Our court has always followed and adopted with approval the language of Justice Minton in United States v. Jones, supra, 174 F.2d at 748, stated by him during his service on the Seventh Circuit:

The Government has a duty to perform. First, it must prove its case on the record and that includes the proof of venue. Second, if that proof is challenged as to sufficiency by a general motion for acquittal, it is the Government’s duty to require the defendant to be specific in his objection, and a failure to do so will not enable the Government on appeal to say that the question was not specifically raised below. If it was not, that was the Government’s fault.

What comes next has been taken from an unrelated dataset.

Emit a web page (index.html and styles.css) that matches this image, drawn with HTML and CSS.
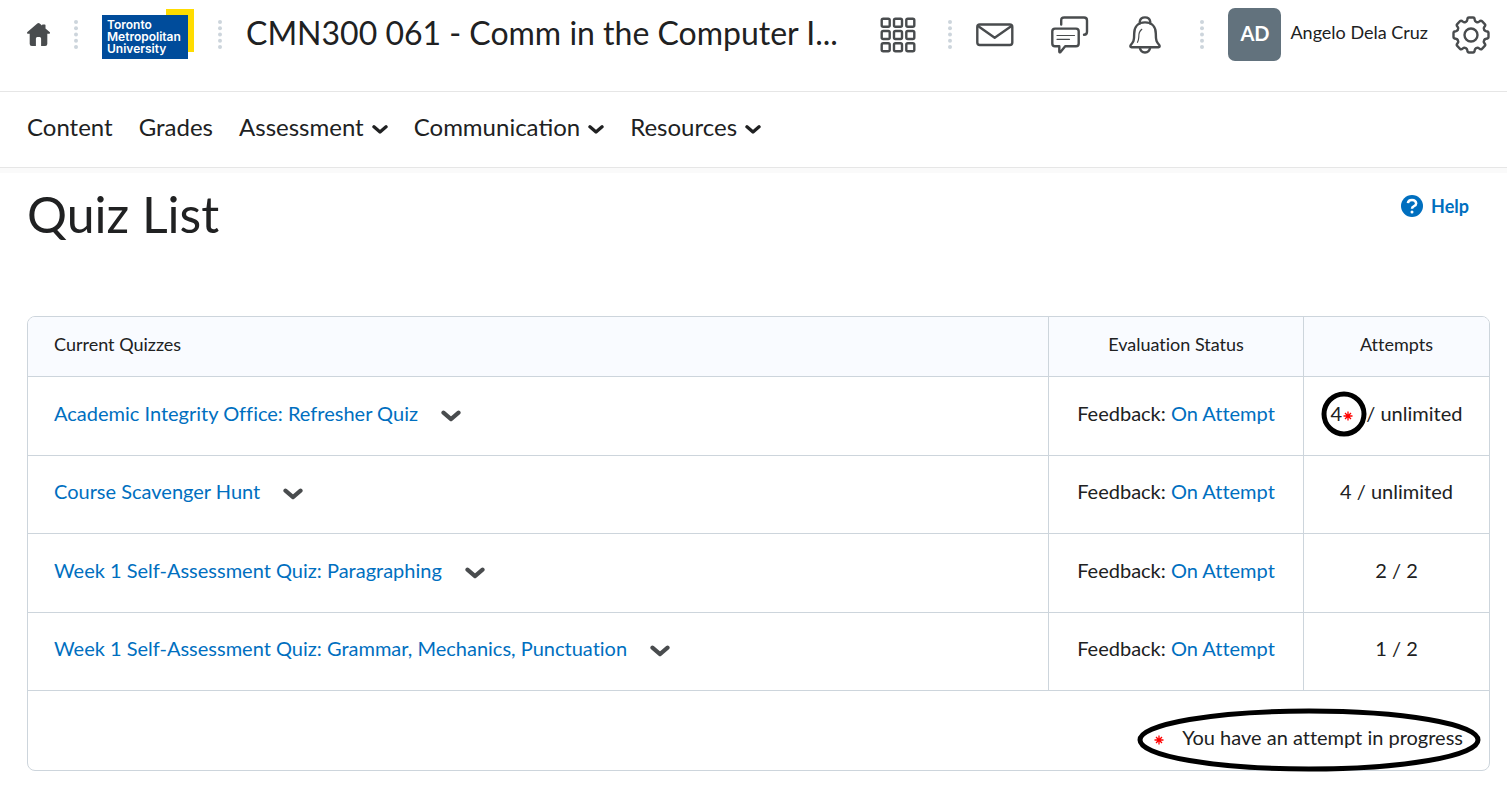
FILE: index.html
```html
<!DOCTYPE html>
<html lang="en">
<head>
<meta charset="utf-8">
<title>Quiz List - CMN300 061</title>
<link rel="stylesheet" href="styles.css">
</head>
<body>
<svg class="defs" width="0" height="0" aria-hidden="true">
  <symbol id="chevron" viewBox="0 0 18 12"><path d="M2.200 3 9 8.800 15.800 3" fill="none" stroke="currentColor" stroke-width="3.700" stroke-linecap="round" stroke-linejoin="round"/></symbol>
  <symbol id="dots" viewBox="0 0 4 29"><g fill="#cdd5dc"><circle cx="2" cy="2" r="2"/><circle cx="2" cy="8.200" r="2"/><circle cx="2" cy="14.500" r="2"/><circle cx="2" cy="20.800" r="2"/><circle cx="2" cy="27" r="2"/></g></symbol>
  <symbol id="star" viewBox="-5 -5 10 10"><path d="M0-4.500V4.500M-4.500 0H4.500M-3-3 3 3M3-3-3 3" fill="none" stroke="#f00" stroke-width="1.300"/></symbol>
</svg>

<header class="header">
  <a class="icon-link" href="#" aria-label="My Home">
    <svg width="23" height="23" viewBox="0 0 23 23"><path fill="#494c4e" d="M10.300.6a1.800 1.800 0 0 1 2.400 0L15 2.500V2.300q0-.7.7-.7h2.100q.7 0 .7.700v3.200L22.600 9q.7.700.3 1.200-.3.600-1.200.6H20.300v10.100q0 2.100-2.100 2.100H14.100V15.600q0-1.500-1.400-1.500H10.300q-1.400 0-1.400 1.500V23H4.800q-2.100 0-2.100-2.100V10.800H1.300q-.9 0-1.200-.6Q-.2 9.600.4 9Z"/></svg>
  </a>
  <svg class="dots"><use href="#dots"/></svg>
  <a class="logo" href="#"><span class="logo-text">Toronto<br>Metropolitan<br>University</span></a>
  <svg class="dots"><use href="#dots"/></svg>
  <a class="course" href="#">CMN300 061 - Comm in the Computer I...</a>
  <div class="tools">
    <button class="icon-button apps" aria-label="Select a course">
      <svg width="36" height="36" viewBox="0 0 36 36" fill="none" stroke="#494c4e" stroke-width="2.400"><g id="apps-row"><rect x="1.700" y="1.700" width="8" height="8" rx="1.500"/><rect x="14" y="1.700" width="8" height="8" rx="1.500"/><rect x="26.300" y="1.700" width="8" height="8" rx="1.500"/></g><use href="#apps-row" y="12.300"/><use href="#apps-row" y="24.600"/></svg>
    </button>
    <svg class="dots"><use href="#dots"/></svg>
    <div class="alerts">
      <button class="icon-button" aria-label="Message alerts">
        <svg width="38" height="38" viewBox="0 0 38 38" fill="none" stroke="#494c4e" stroke-width="2.400" stroke-linejoin="round"><rect x="1.300" y="8.500" width="35" height="20.500" rx="2.500"/><path d="M2 10 18.700 21.700 35.500 10"/></svg>
      </button>
      <button class="icon-button" aria-label="Subscription alerts">
        <svg width="38" height="38" viewBox="0 0 38 38" fill="none" stroke="#494c4e" stroke-width="2.400" stroke-linecap="round" stroke-linejoin="round"><path d="M10.200 8.500V4.500q0-3 3-3H33q3 0 3 3V15.700q0 3-3 3"/><path d="M4 12.600H25q2.700 0 2.700 2.700V27.500q0 2.700-2.700 2.700H14.200L9.300 36.200Q8.300 36.800 8.300 35.500V30.200H4q-2.700 0-2.700-2.700V15.300Q1.300 12.600 4 12.600Z"/><path stroke-width="1.200" d="M6 19.500H23.500M6 23.300H18.500"/></svg>
      </button>
      <button class="icon-button" aria-label="Update alerts">
        <svg width="38" height="38" viewBox="0 0 38 38" fill="none" stroke="#494c4e" stroke-width="2.400" stroke-linecap="round" stroke-linejoin="round"><path d="M13.800 7.600V5.500Q14.500 1.400 19 1.400T24.200 5.500V7.600"/><path d="M19 6.400C11.500 6.400 8.200 11.500 8.200 17.500 8.200 25 7.500 26 4.600 29.300Q3.800 31.200 5.500 31.200H32.500Q34.200 31.200 33.400 29.300C30.500 26 29.800 25 29.800 17.500 29.800 11.500 26.500 6.400 19 6.400Z"/><path d="M13.800 31.400Q14.500 36.500 19 36.500T24.200 31.400"/><path stroke-width="1.200" d="M15.800 13.300Q12.500 16 12.800 21 12.600 24.500 11.500 26.300"/></svg>
      </button>
    </div>
    <svg class="dots"><use href="#dots"/></svg>
    <button class="user"><span class="avatar">AD</span><span class="user-name">Angelo Dela Cruz</span></button>
    <button class="icon-button" aria-label="Admin tools">
      <svg width="38" height="38" viewBox="-19 -19 38 38" fill="none" stroke="#494c4e" stroke-width="2.400" stroke-linecap="round" stroke-linejoin="round"><circle r="6.500"/><g id="teeth"><path id="cog" d="M-5.430-13.100Q-3.900-13.400-3.700-15.200-3.600-17.500-2-17.500H2Q3.600-17.500 3.700-15.200 3.900-13.400 5.430-13.100"/><use href="#cog" transform="rotate(45)"/><use href="#cog" transform="rotate(90)"/><use href="#cog" transform="rotate(135)"/></g><use href="#teeth" transform="rotate(180)"/></svg>
    </button>
  </div>
</header>

<nav class="nav" aria-label="Course">
  <a href="#">Content</a>
  <a href="#">Grades</a>
  <button>Assessment <svg class="nav-chevron"><use href="#chevron"/></svg></button>
  <button>Communication <svg class="nav-chevron"><use href="#chevron"/></svg></button>
  <button>Resources <svg class="nav-chevron"><use href="#chevron"/></svg></button>
</nav>

<main class="main">
  <div class="heading">
    <h1>Quiz List</h1>
    <a class="help" href="#">
      <svg width="22" height="22" viewBox="0 0 22 22" fill="none"><circle cx="11" cy="11" r="11" fill="#006fbf"/><path d="M6.900 8.200Q7.200 4.900 11 4.900T15.200 8.300Q15.200 10.200 13 11.100 11 11.900 11 13.800" stroke="#fff" stroke-width="2.500"/><circle cx="11" cy="17" r="1.500" fill="#fff"/></svg>
      Help
    </a>
  </div>

  <table class="quizzes">
    <thead>
      <tr><th class="name">Current Quizzes</th><th class="status">Evaluation Status</th><th class="attempts">Attempts</th></tr>
    </thead>
    <tbody>
      <tr>
        <td class="name"><div class="quiz"><a href="#">Academic Integrity Office: Refresher Quiz</a><button class="menu" aria-label="Actions for Academic Integrity Office: Refresher Quiz"><svg><use href="#chevron"/></svg></button></div></td>
        <td class="status">Feedback: <a href="#">On Attempt</a></td>
        <td class="attempts"><span class="marked">4<svg class="star"><use href="#star"/></svg><svg class="ring" viewBox="0 0 46 46"><circle cx="23" cy="23" r="20"/></svg></span> / unlimited</td>
      </tr>
      <tr>
        <td class="name"><div class="quiz"><a href="#">Course Scavenger Hunt</a><button class="menu" aria-label="Actions for Course Scavenger Hunt"><svg><use href="#chevron"/></svg></button></div></td>
        <td class="status">Feedback: <a href="#">On Attempt</a></td>
        <td class="attempts">4 / unlimited</td>
      </tr>
      <tr>
        <td class="name"><div class="quiz"><a href="#">Week 1 Self-Assessment Quiz: Paragraphing</a><button class="menu" aria-label="Actions for Week 1 Self-Assessment Quiz: Paragraphing"><svg><use href="#chevron"/></svg></button></div></td>
        <td class="status">Feedback: <a href="#">On Attempt</a></td>
        <td class="attempts">2 / 2</td>
      </tr>
      <tr>
        <td class="name"><div class="quiz"><a href="#">Week 1 Self-Assessment Quiz: Grammar, Mechanics, Punctuation</a><button class="menu" aria-label="Actions for Week 1 Self-Assessment Quiz: Grammar, Mechanics, Punctuation"><svg><use href="#chevron"/></svg></button></div></td>
        <td class="status">Feedback: <a href="#">On Attempt</a></td>
        <td class="attempts">1 / 2</td>
      </tr>
    </tbody>
    <tfoot>
      <tr><td class="legend" colspan="3"><span class="legend-note"><svg class="star"><use href="#star"/></svg>You have an attempt in progress<svg class="oval" viewBox="0 0 344 64"><ellipse cx="172" cy="32" rx="169" ry="29"/></svg></span></td></tr>
    </tfoot>
  </table>
</main>
</body>
</html>
```
FILE: styles.css
```css
* { box-sizing: border-box; }

body {
  margin: 0;
  background: #fff;
  color: #202122;
  font-family: Lato, "Liberation Sans", sans-serif;
  font-size: 20px;
  line-height: 28px;
}

a { color: #006fbf; text-decoration: none; }

button {
  padding: 0;
  border: 0;
  background: none;
  color: inherit;
  font: inherit;
  cursor: pointer;
}

svg { display: block; flex: none; }
.defs { position: absolute; }

/* Top bar */
.header {
  display: flex;
  align-items: center;
  gap: 24px;
  padding: 8px 17px 30px 27px;
  border-bottom: 1px solid #e6e6e6;
}

.dots { width: 4px; height: 29px; }

.logo {
  flex: none;
  width: 92px;
  margin-bottom: 2px;
  padding: 6px 6px 0 0;
  background: linear-gradient(#ffdc00, #ffdc00) right top / 28px 43px no-repeat;
}

.logo-text {
  display: block;
  height: 44px;
  padding: 4px 0 0 5px;
  background: #004c9b;
  color: #fff;
  font: 600 12px/12px Inter, sans-serif;
}

.course {
  flex: 1;
  min-width: 0;
  padding-bottom: 4px;
  overflow: hidden;
  color: #202122;
  font-size: 32px;
  line-height: 40px;
  white-space: nowrap;
  text-overflow: ellipsis;
}

.tools { display: flex; align-items: center; gap: 24px; }
.apps { margin-right: 8px; }
.alerts { display: flex; gap: 37px; margin-right: 12px; }

.user {
  display: flex;
  align-items: center;
  gap: 9px;
  font-size: 18px;
  white-space: nowrap;
}

.user-name { padding-bottom: 5px; }

.avatar {
  width: 53px;
  padding-bottom: 3px;
  border-radius: 7px;
  background: #62727d;
  color: #fff;
  font-size: 20px;
  font-weight: 700;
  line-height: 50px;
  text-align: center;
}

/* Course navigation */
.nav {
  display: flex;
  align-items: center;
  gap: 26px;
  padding: 17px 27px 22px;
  border-bottom: 1px solid #e6e6e6;
  box-shadow: 0 5px 0 #fafafa;
  font-size: 24px;
  line-height: 36px;
}

.nav a { color: #202122; }
.nav button { display: flex; align-items: center; gap: 8px; }
.nav-chevron { width: 16px; height: 11px; margin-top: 5px; }

/* Page */
.main { padding: 16px 17px 26px 27px; }

.heading {
  display: flex;
  justify-content: space-between;
  align-items: flex-start;
  margin-bottom: 72px;
}

h1 {
  margin: 0;
  font-size: 50px;
  font-weight: 400;
  line-height: 60px;
}

.help {
  display: flex;
  align-items: center;
  gap: 8px;
  margin: 8px 21px 0 0;
  font-size: 18px;
  font-weight: 700;
}

.quizzes {
  width: 100%;
  border: 1px solid #cdd5dc;
  border-radius: 8px;
  border-spacing: 0;
  font-variant-ligatures: none;
}

.quizzes th {
  height: 60px;
  padding: 0 26px 5px;
  border-bottom: 1px solid #cdd5dc;
  background: #f9fbff;
  font-size: 18px;
  font-weight: 400;
  line-height: 24px;
}

.quizzes td {
  height: 79px;
  padding: 0 26px 7px;
  border-bottom: 1px solid #cdd5dc;
}

.quizzes tr:nth-child(even) td { height: 78px; }

.quizzes .name { text-align: left; }

.quizzes .status,
.quizzes .attempts {
  border-left: 1px solid #cdd5dc;
  text-align: center;
  white-space: nowrap;
}

.quizzes .status { width: 255px; }
.quizzes .attempts { width: 186px; padding-left: 8px; padding-right: 8px; }
.quizzes th:first-child { border-top-left-radius: 7px; }
.quizzes th:last-child { border-top-right-radius: 7px; }

.quiz { display: flex; align-items: center; gap: 23px; }
.menu { color: #494c4e; }
.menu svg { width: 20px; height: 14px; margin-top: 6px; }

.star { display: inline-block; width: 10px; height: 10px; }

.marked,
.legend-note { position: relative; }

.marked .star { margin: 0 8px 0 1px; }
.legend-note .star { margin-right: 18px; }

.ring,
.oval { position: absolute; fill: none; stroke: #000; stroke-width: 5px; }

.ring { left: -10px; top: -10px; width: 46px; height: 46px; }
.oval { right: -18px; top: -17px; width: 344px; height: 64px; }

.quizzes .legend {
  border-bottom: 0;
  padding-top: 20px;
  text-align: right;
}
```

Surely, the defendant does not have to lead the Government through the various steps of the trial to insure a proper record for the Government to stand upon. The Government cannot be heard to say it does not know the significance of a motion for acquittal.

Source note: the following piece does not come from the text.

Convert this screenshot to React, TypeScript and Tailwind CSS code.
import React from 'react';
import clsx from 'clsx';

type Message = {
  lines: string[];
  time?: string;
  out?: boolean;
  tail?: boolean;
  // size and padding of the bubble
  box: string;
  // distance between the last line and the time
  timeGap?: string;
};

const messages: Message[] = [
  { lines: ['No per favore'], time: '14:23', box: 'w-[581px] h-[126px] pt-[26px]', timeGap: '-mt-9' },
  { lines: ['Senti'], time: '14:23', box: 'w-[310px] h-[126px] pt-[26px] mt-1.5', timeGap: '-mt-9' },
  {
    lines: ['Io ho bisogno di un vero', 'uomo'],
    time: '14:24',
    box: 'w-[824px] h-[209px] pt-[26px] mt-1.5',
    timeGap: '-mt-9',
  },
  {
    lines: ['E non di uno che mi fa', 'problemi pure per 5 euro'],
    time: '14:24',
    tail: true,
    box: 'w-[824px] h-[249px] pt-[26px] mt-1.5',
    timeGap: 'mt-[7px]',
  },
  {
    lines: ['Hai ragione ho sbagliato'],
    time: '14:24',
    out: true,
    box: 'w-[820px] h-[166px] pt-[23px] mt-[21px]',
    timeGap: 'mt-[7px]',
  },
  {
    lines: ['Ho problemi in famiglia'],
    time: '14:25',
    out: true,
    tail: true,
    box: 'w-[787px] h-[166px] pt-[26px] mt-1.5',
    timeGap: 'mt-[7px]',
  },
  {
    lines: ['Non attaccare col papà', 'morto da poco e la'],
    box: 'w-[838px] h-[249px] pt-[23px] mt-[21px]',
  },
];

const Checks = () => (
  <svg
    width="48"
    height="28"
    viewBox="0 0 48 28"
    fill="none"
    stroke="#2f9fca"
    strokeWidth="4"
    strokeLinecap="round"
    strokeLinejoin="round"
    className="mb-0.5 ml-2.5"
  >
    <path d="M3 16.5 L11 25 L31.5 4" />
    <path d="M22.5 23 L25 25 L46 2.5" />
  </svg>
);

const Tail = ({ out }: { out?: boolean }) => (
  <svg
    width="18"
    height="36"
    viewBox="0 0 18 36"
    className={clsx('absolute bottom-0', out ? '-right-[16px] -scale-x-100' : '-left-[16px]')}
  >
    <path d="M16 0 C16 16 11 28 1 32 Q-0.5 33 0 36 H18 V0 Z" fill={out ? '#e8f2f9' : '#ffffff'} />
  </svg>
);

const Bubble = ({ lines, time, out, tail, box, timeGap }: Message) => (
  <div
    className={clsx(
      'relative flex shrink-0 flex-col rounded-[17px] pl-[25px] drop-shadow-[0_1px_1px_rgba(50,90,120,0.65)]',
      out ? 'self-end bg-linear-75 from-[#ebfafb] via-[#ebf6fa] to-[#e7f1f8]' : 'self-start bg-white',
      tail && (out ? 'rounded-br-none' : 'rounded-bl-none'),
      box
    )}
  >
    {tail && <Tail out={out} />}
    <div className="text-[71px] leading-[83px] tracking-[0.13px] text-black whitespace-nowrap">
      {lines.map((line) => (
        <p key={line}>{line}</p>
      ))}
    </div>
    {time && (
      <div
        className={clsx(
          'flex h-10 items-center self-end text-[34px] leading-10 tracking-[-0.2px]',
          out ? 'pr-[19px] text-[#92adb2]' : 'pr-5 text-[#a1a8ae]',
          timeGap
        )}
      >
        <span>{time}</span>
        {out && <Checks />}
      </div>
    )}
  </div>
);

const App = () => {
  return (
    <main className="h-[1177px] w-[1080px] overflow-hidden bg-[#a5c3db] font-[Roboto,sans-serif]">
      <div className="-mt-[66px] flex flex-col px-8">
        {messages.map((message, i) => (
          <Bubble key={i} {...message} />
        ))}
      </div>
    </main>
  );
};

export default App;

My brothers cite two Second Circuit cases in support of their proposition that a defense counsel may, by a waiver, relieve the Government of proof of venue. In each of these cases the language of Judge Minton is specifically approved. In the elder, United States v. Brothman, 191 F.2d 70, 73 (2 Cir. 1951), our court said flatly “ * * * that a motion for acquittal made at the conclusion of all the evidence properly raised the question of venue in the court below. Such a motion need not specify the grounds therefor.” In the later, United States v. Gross, 2 Cir., 276 F.2d 816, 818, the language is quoted with approval, and in Gross our court held that the government claim there that Gross had waived any objection to venue was ill-founded, for venue was properly laid in the district where the indictment was filed.

I would not hold that counsel here so prejudicially waived his client’s right to be acquitted, and would reach the merits.